>> BEGIN GIVEN DATA
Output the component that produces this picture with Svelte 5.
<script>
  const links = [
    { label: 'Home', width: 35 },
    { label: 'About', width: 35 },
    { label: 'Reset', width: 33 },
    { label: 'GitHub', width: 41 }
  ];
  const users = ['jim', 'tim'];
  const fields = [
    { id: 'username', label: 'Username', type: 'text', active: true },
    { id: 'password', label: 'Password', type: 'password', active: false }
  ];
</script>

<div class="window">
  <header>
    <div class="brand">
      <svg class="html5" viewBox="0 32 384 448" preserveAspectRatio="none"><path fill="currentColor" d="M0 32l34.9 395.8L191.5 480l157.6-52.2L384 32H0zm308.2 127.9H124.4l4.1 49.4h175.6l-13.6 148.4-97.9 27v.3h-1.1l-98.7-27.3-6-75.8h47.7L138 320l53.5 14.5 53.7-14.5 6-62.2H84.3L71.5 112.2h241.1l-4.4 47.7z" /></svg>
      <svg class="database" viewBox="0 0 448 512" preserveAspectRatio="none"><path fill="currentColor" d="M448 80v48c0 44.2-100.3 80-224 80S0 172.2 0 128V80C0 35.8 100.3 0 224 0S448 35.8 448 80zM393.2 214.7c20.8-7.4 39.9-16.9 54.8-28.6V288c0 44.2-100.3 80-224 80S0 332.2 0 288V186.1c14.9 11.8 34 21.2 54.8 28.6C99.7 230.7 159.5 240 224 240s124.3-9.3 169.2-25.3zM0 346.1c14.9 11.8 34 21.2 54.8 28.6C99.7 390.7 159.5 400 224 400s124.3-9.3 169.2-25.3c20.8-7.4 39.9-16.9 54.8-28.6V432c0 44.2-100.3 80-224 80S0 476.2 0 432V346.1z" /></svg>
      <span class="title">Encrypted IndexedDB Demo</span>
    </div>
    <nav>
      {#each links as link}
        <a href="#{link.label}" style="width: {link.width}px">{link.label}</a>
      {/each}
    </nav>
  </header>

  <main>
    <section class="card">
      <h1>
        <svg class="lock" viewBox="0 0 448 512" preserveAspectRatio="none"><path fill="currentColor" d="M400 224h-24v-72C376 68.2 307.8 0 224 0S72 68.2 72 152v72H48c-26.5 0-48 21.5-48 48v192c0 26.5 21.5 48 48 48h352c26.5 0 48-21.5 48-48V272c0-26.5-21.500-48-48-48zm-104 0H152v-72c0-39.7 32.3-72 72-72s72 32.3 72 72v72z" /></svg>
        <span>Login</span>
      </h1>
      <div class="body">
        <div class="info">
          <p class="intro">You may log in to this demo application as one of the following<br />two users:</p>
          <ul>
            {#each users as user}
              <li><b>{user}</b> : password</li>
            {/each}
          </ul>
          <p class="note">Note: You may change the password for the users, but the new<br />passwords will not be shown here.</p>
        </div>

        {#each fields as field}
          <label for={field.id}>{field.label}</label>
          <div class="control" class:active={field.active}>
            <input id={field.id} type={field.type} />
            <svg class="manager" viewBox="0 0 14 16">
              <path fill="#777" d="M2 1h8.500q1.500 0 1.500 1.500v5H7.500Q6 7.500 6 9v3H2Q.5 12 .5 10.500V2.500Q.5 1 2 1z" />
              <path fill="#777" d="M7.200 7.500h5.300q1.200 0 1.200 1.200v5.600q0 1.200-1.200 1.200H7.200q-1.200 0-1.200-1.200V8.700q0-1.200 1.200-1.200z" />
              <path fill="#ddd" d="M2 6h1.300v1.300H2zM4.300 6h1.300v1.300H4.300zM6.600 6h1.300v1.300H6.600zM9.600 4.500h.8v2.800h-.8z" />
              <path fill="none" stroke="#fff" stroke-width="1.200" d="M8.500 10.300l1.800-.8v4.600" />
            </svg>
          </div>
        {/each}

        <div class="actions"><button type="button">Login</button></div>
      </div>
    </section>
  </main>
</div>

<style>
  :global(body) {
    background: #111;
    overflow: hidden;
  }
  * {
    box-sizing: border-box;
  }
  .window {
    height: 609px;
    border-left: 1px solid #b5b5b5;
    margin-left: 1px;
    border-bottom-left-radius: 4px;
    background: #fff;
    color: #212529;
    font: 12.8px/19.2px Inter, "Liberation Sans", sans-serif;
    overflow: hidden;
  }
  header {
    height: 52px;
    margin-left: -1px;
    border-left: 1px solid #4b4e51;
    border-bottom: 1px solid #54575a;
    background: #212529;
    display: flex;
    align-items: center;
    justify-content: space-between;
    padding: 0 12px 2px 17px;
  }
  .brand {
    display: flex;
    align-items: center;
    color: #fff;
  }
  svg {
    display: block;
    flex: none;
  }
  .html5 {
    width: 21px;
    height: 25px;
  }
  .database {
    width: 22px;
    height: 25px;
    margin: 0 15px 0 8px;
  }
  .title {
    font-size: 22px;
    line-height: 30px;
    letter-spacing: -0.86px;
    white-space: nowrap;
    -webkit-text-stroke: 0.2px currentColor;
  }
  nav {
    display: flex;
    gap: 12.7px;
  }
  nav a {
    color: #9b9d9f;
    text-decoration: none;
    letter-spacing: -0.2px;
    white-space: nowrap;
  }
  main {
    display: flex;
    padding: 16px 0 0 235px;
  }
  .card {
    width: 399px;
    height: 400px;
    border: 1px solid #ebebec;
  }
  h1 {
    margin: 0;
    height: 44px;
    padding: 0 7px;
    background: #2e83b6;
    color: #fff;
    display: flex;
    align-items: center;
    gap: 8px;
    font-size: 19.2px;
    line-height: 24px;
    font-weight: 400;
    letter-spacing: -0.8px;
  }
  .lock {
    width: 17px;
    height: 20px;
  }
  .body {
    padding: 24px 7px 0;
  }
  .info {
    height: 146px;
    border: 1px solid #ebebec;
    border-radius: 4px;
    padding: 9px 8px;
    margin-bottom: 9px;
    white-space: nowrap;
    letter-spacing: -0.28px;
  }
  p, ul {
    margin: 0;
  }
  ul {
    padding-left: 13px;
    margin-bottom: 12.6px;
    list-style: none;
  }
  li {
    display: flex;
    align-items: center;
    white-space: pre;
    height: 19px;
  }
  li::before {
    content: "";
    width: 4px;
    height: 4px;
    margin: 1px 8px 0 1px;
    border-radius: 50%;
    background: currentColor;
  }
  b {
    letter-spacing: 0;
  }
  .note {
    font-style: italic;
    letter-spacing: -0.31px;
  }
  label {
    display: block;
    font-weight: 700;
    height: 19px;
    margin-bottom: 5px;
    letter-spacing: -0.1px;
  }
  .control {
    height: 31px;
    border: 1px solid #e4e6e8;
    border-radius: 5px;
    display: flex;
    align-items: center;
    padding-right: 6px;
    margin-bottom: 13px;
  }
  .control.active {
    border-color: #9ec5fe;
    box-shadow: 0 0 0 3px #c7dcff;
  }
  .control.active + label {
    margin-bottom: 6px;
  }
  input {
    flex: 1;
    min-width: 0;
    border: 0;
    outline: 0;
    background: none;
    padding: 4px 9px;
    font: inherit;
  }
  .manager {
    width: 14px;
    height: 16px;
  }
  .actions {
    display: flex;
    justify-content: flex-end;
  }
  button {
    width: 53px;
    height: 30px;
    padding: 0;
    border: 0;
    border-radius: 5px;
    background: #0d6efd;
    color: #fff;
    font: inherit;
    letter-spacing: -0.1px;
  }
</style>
>> END GIVEN DATA
>> BEGIN GIVEN DATA
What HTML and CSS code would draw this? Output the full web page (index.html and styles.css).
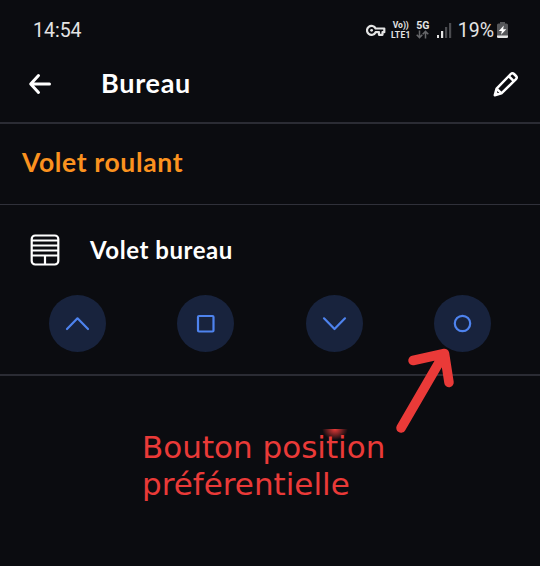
>> END GIVEN DATA
## SHORT TASK
Tell how many lines in the records above contain "this", giving the number and no other words.

## CORRECT OUTPUT
3